**Goal**. Reproduce the data below in full and exclude every picture.

────────────────

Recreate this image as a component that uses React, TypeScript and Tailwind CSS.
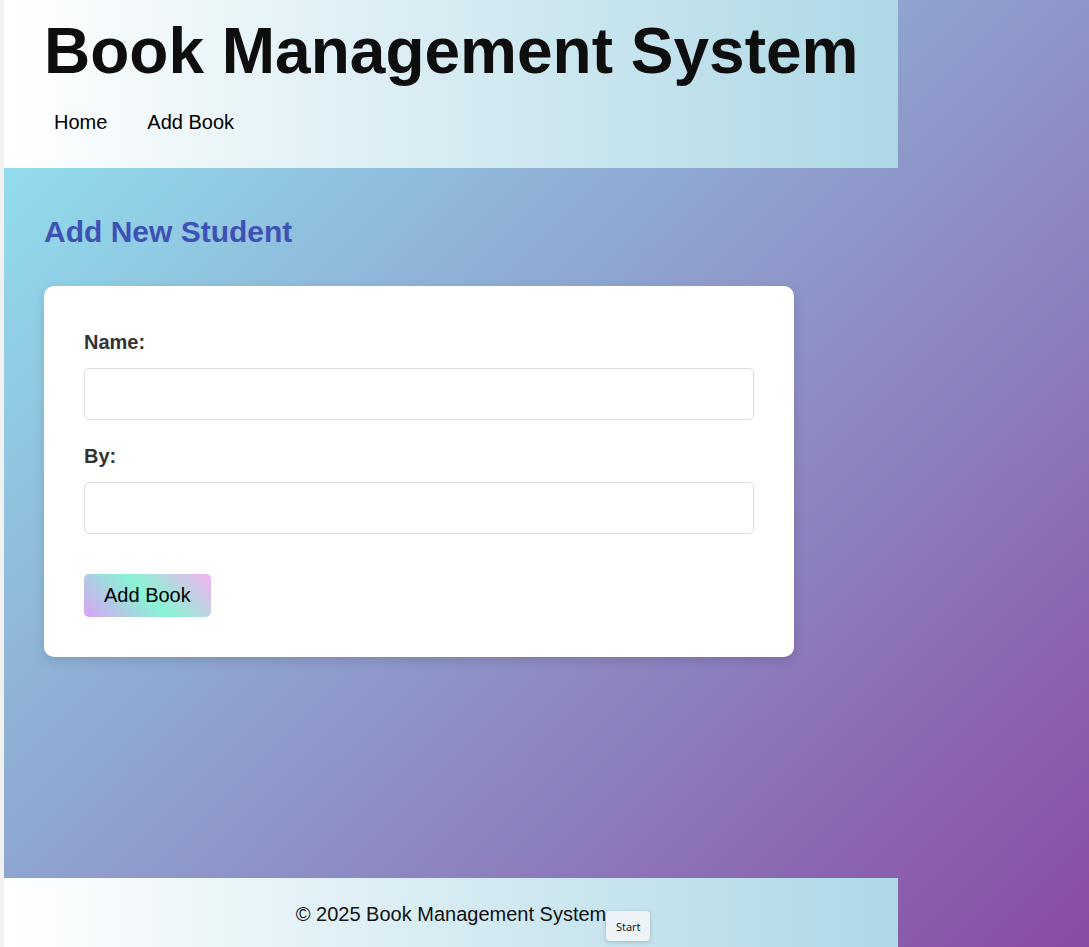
import React from 'react';

const App = () => {
  const fields = ["Name:", "By:"];

  return (
    <div className="flex min-h-screen w-full font-['Liberation_Sans',Arial,sans-serif]">
      <div className="w-[4px] shrink-0 bg-[#f1f1f1]"></div>

      <div className="flex-1 flex flex-col bg-[linear-gradient(135deg,#92eaf3_0%,#8a4ba3_100%)]">
        <header className="w-[894px] pt-[15px] pb-[34px] px-10 bg-[linear-gradient(to_right,#ffffff,#add8e6)]">
          <h1 className="whitespace-nowrap text-[64px] leading-[72px] font-bold text-[#0e0e0e]">
            Book Management System
          </h1>
          <nav className="mt-[24px] flex gap-5">
            <a className="px-[10px] text-[20px] leading-[23px] text-black">Home</a>
            <a className="px-[10px] text-[20px] leading-[23px] text-black">Add Book</a>
          </nav>
        </header>

        <main className="h-[710px] px-10 pt-[47px]">
          <h2 className="text-[30px] leading-[34px] font-bold text-[#3f51b5]">
            Add New Student
          </h2>

          <div className="mt-[37px] w-[750px] rounded-[10px] bg-white px-10 pt-[45px] pb-10 shadow-[0_4px_12px_rgba(0,0,0,0.12)]">
            {fields.map((field, index) => (
              <div key={index} className={index > 0 ? "mt-[25px]" : ""}>
                <label className="block text-[20px] leading-[23px] font-bold text-[#333]">
                  {field}
                </label>
                <input
                  type="text"
                  className="mt-[14px] block h-[52px] w-full rounded-[5px] border border-[#dddddd] bg-white px-3 outline-none"
                />
              </div>
            ))}

            <button className="mt-[40px] rounded-[5px] px-5 py-[10px] text-[20px] leading-[23px] text-black bg-[linear-gradient(45deg,#d8a2f6_0%,#88f4d3_50%,#f3b2f0_100%)]">
              Add Book
            </button>
          </div>
        </main>

        <footer className="w-[894px] h-[69px] pt-[25px] text-center bg-[linear-gradient(to_right,#ffffff,#add8e6)]">
          <span className="relative inline-block text-[20px] leading-[23px] text-[#111]">
            © 2025 Book Management System
            <span className="absolute left-full top-[8px] w-[44px] h-[30px] rounded-[4px] bg-[#eef3f7] shadow-[0_1px_4px_rgba(0,0,0,0.2)] flex items-center justify-center font-['Noto_Sans',sans-serif] text-[11px] text-[#222]">
              Start
            </span>
          </span>
        </footer>
      </div>
    </div>
  );
};

export default App;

────────────────

**Output**.
Recreate this image as a component that uses React, TypeScript and Tailwind CSS.
import React from 'react';

const App = () => {
  const fields = ["Name:", "By:"];

  return (
    <div className="flex min-h-screen w-full font-['Liberation_Sans',Arial,sans-serif]">
      <div className="w-[4px] shrink-0 bg-[#f1f1f1]"></div>

      <div className="flex-1 flex flex-col bg-[linear-gradient(135deg,#92eaf3_0%,#8a4ba3_100%)]">
        <header className="w-[894px] pt-[15px] pb-[34px] px-10 bg-[linear-gradient(to_right,#ffffff,#add8e6)]">
          <h1 className="whitespace-nowrap text-[64px] leading-[72px] font-bold text-[#0e0e0e]">
            Book Management System
          </h1>
          <nav className="mt-[24px] flex gap-5">
            <a className="px-[10px] text-[20px] leading-[23px] text-black">Home</a>
            <a className="px-[10px] text-[20px] leading-[23px] text-black">Add Book</a>
          </nav>
        </header>

        <main className="h-[710px] px-10 pt-[47px]">
          <h2 className="text-[30px] leading-[34px] font-bold text-[#3f51b5]">
            Add New Student
          </h2>

          <div className="mt-[37px] w-[750px] rounded-[10px] bg-white px-10 pt-[45px] pb-10 shadow-[0_4px_12px_rgba(0,0,0,0.12)]">
            {fields.map((field, index) => (
              <div key={index} className={index > 0 ? "mt-[25px]" : ""}>
                <label className="block text-[20px] leading-[23px] font-bold text-[#333]">
                  {field}
                </label>
                <input
                  type="text"
                  className="mt-[14px] block h-[52px] w-full rounded-[5px] border border-[#dddddd] bg-white px-3 outline-none"
                />
              </div>
            ))}

            <button className="mt-[40px] rounded-[5px] px-5 py-[10px] text-[20px] leading-[23px] text-black bg-[linear-gradient(45deg,#d8a2f6_0%,#88f4d3_50%,#f3b2f0_100%)]">
              Add Book
            </button>
          </div>
        </main>

        <footer className="w-[894px] h-[69px] pt-[25px] text-center bg-[linear-gradient(to_right,#ffffff,#add8e6)]">
          <span className="relative inline-block text-[20px] leading-[23px] text-[#111]">
            © 2025 Book Management System
            <span className="absolute left-full top-[8px] w-[44px] h-[30px] rounded-[4px] bg-[#eef3f7] shadow-[0_1px_4px_rgba(0,0,0,0.2)] flex items-center justify-center font-['Noto_Sans',sans-serif] text-[11px] text-[#222]">
              Start
            </span>
          </span>
        </footer>
      </div>
    </div>
  );
};

export default App;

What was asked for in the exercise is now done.